We develop and validate a systematic approach to infer plate boundary strength and rheological parameters in models of mantle flow from surface velocity observations. Based on a realistic rheological model that includes yielding and strain rate weakening from dislocation creep, we formulate the inverse problem in a Bayesian inference framework. To study the distribution of parameters that are consistent with the observations, we compute the maximum a posteriori (MAP) point, Gaussian approximations of the parameter distribution around that MAP point, and employ Markov Chain Monte Carlo (MCMC) sampling methods. The computation of the MAP point and the Gaussian approximation require first and second derivatives of an objective function subject to non-linear Stokes equations; these derivatives are computed efficiently using adjoint Stokes equations.
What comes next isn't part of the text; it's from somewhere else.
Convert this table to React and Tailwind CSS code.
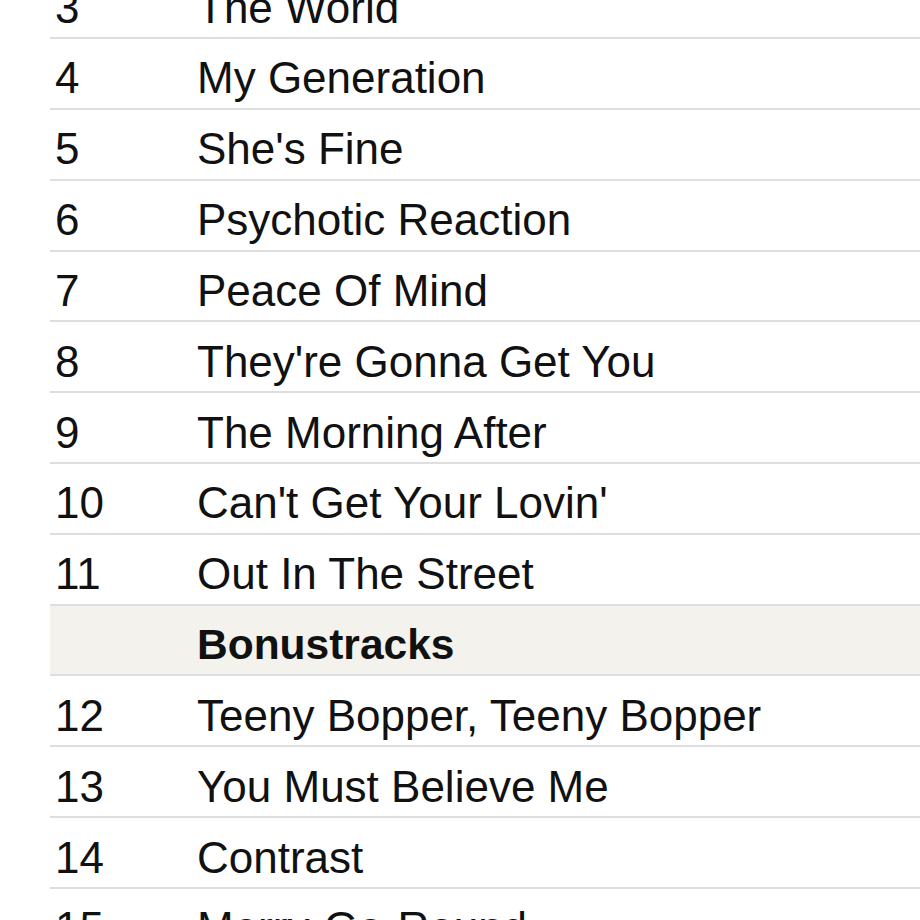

We set up 2-D numerical experiments with many of the elements expected in a global geophysical inversion. This setup incorporates three subduction zones with slab and weak zone (interplate fault) geometry consistent with average seismic characteristics. With these experiments, we demonstrate that when the temperature field is known, we can recover the strength of plate boundaries, the yield stress and strain rate exponent in the upper mantle. When the number of uncertain parameters increases, there are trade-offs between the inferred parameters. These trade-offs depend on how well the observational data represents the surface velocities, and on the weakness of plate boundaries. As the plate boundary coupling drops below a threshold, the uncertainty of the inferred parameters increases due to insensitivity of plate motion to plate coupling. Comparing the trade-offs between inferred rheological parameters found from the Gaussian approximation of the parameter distribution and from MCMC sampling, we conclude that the Gaussian approximation—which is significantly cheaper to compute—is often a good approximation, in particular locally around the MAP point. Thus, the method can be applied to the global problem of inferring non-linear constitutive parameters and plate coupling factors for each subduction zone in a global geophysical inversion with known slab structure.